We recommend finding a nice wine club like Plonk Wine Club. They are experts at finding overlooked grapes that make excellent wines at modest prices.
Yet another way to find value wine is to go for négociant wines. To get everyone up to speed, this French term refers to merchants who source their grapes or even finished wines from small growers, then bottle them in their own facilities and sell wholesale on the market. It used to be that the merchants and their wines weren’t as highly regarded as vintners who grew their own grapes, and they remain so even today, to an extent. For this reason, you might be able to find a reasonably priced wine from a négociant winery that would normally cost much more sold with a prestige winery label.

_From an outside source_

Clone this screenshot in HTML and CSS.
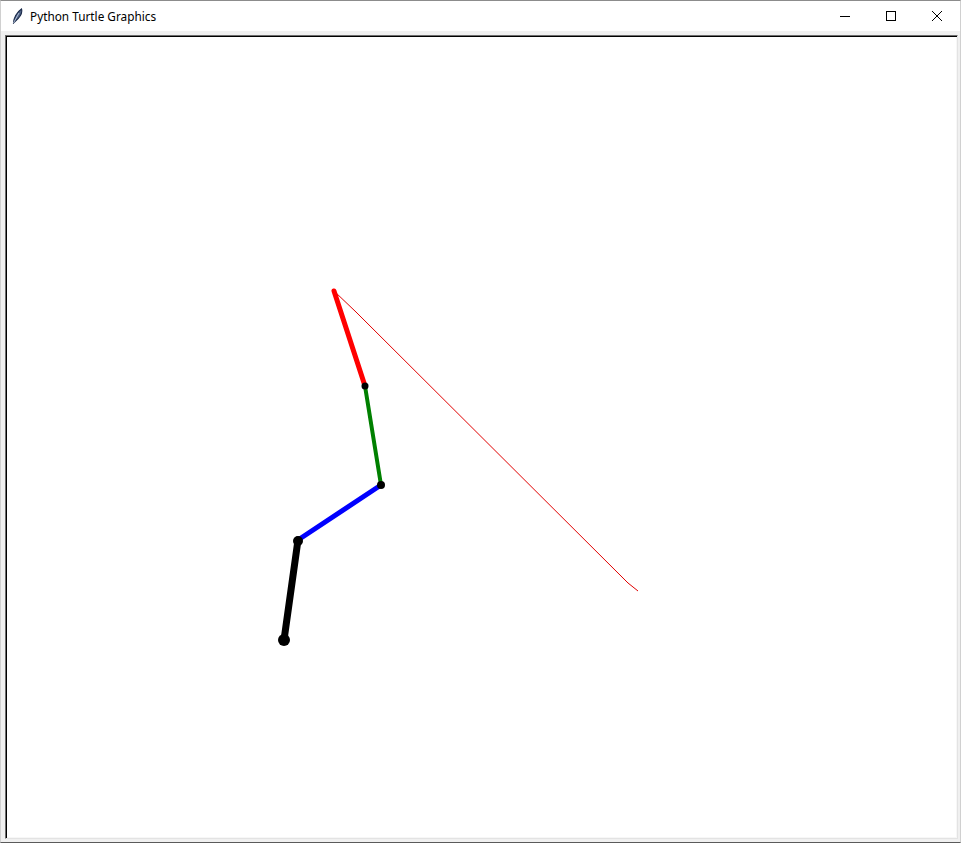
FILE: index.html
```html
<!DOCTYPE html>
<html>
<head>
<meta charset="utf-8">
<title>Python Turtle Graphics</title>
<link rel="stylesheet" href="styles.css">
</head>
<body>
<div class="window">
  <div class="titlebar">
    <div class="app-icon">
      <svg width="16" height="16" viewBox="0 0 16 16">
        <path d="M4.5 15 C4.5 10 8 4 12.5 1 C13.5 4.5 11 9.5 6 13.5 Z" fill="#4f6284" stroke="#1a2a4a" stroke-width="1.1"/>
        <path d="M4.5 15 L10 5" stroke="#c9d6ea" stroke-width="0.8" fill="none"/>
      </svg>
    </div>
    <div class="title">Python Turtle Graphics</div>
    <div class="controls">
      <div class="ctl">
        <svg width="12" height="12" viewBox="0 0 12 12"><path d="M1 6.5 H11" stroke="#000" stroke-width="1"/></svg>
      </div>
      <div class="ctl">
        <svg width="12" height="12" viewBox="0 0 12 12"><rect x="1.5" y="1.5" width="9" height="9" fill="none" stroke="#000" stroke-width="1"/></svg>
      </div>
      <div class="ctl">
        <svg width="12" height="12" viewBox="0 0 12 12"><path d="M1 1 L11 11 M11 1 L1 11" stroke="#000" stroke-width="1"/></svg>
      </div>
    </div>
  </div>
  <div class="frame">
    <div class="canvas">
      <svg class="drawing" viewBox="7 37 949 800" preserveAspectRatio="none">
        <polyline points="334,291 356,312 628,583 638,591" fill="none" stroke="#e00000" stroke-width="1"/>
        <line x1="334" y1="291" x2="365" y2="386" stroke="#ff0000" stroke-width="5" stroke-linecap="round"/>
        <line x1="365" y1="386" x2="381" y2="485" stroke="#008000" stroke-width="4" stroke-linecap="round"/>
        <line x1="381" y1="485" x2="298" y2="540" stroke="#0000ff" stroke-width="5" stroke-linecap="round"/>
        <line x1="298" y1="540" x2="284" y2="640" stroke="#000000" stroke-width="7" stroke-linecap="round"/>
        <circle cx="365" cy="386" r="3.5" fill="#000"/>
        <circle cx="381" cy="485" r="4" fill="#000"/>
        <circle cx="298" cy="541" r="5" fill="#000"/>
        <circle cx="284" cy="640" r="6" fill="#000"/>
      </svg>
    </div>
  </div>
</div>
</body>
</html>
```
FILE: styles.css
```css
html, body {
  margin: 0;
  padding: 0;
  background: #ffffff;
}

.window {
  width: 961px;
  height: 843px;
  box-sizing: border-box;
  border-top: 1px solid #8c8c8c;
  border-left: 1px solid #d0d0d0;
  border-right: 1px solid #d0d0d0;
  border-bottom: 1px solid #5a5a5a;
  display: flex;
  flex-direction: column;
  background: #f0f0f0;
}

.titlebar {
  height: 30px;
  flex: none;
  background: #ffffff;
  display: flex;
  align-items: center;
  font-family: "Noto Sans", "Open Sans", sans-serif;
  font-size: 11.8px;
  color: #000;
}

.app-icon {
  width: 16px;
  height: 16px;
  margin-left: 8px;
  margin-right: 5px;
  display: flex;
}

.title {
  flex: 1;
  white-space: nowrap;
}

.controls {
  display: flex;
  height: 30px;
}

.ctl {
  width: 46px;
  height: 30px;
  display: flex;
  align-items: center;
  justify-content: center;
}

.frame {
  flex: 1;
  display: flex;
  padding: 4px 2px 3px 4px;
  min-height: 0;
}

.canvas {
  flex: 1;
  display: flex;
  background: #ffffff;
  border-top: 1px solid #6d6d6d;
  border-left: 1px solid #6d6d6d;
  border-right: 1px solid #e3e3e3;
  border-bottom: 1px solid #e3e3e3;
  box-shadow: inset 1px 1px 0 #000000, inset -1px -1px 0 #f7f7f7;
  padding: 1px;
  min-height: 0;
}

.drawing {
  display: block;
  width: 100%;
  height: 100%;
}
```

The trick here is to check where the grape was sourced, not processed. For example, you might find a red that claims to be from Napa but tastes more like it's from San Joaquin. That’s because the négociant bought the juice from a farmer that grew and crushed it in the San Joaquin Valley, and then brought it to Napa to process it.
We recommend the 90+ Wine Club if you are interested in Négociant wines. They source juice from vineyards that have produced 90+ rated wines for other wineries. They bottle it under their name and save you a bundle.
Wine Regions No One Has Heard Of (mostly)
And even if you insist on quaffing Pinot Noir with your braised duck, you can always check the appellation and go for a region that’s off the beaten track, so to speak. Napa is not the only valley in California that grows grapes, you know. Who’s to say? Maybe you haven’t yet tried your favorite grape
All in all, the difference between cheap wine and value wine is fine when it comes to the price point. You can probably get away with paying as little as $20 for a decent drop, but if you go $10 or southwards, there’s no way your palate will thank you.
You’ll still get hammered, though, but that’s really not the point of wine, now is it? As haughty as it sounds, wine is meant to be more than a drink (and less than a meal), tasted and savored. As R. L. Stevenson put it: “Wine is bottled poetry.” Admittedly, it’s an acquired taste, but once you dive into it, you’ll be tasting symphonies.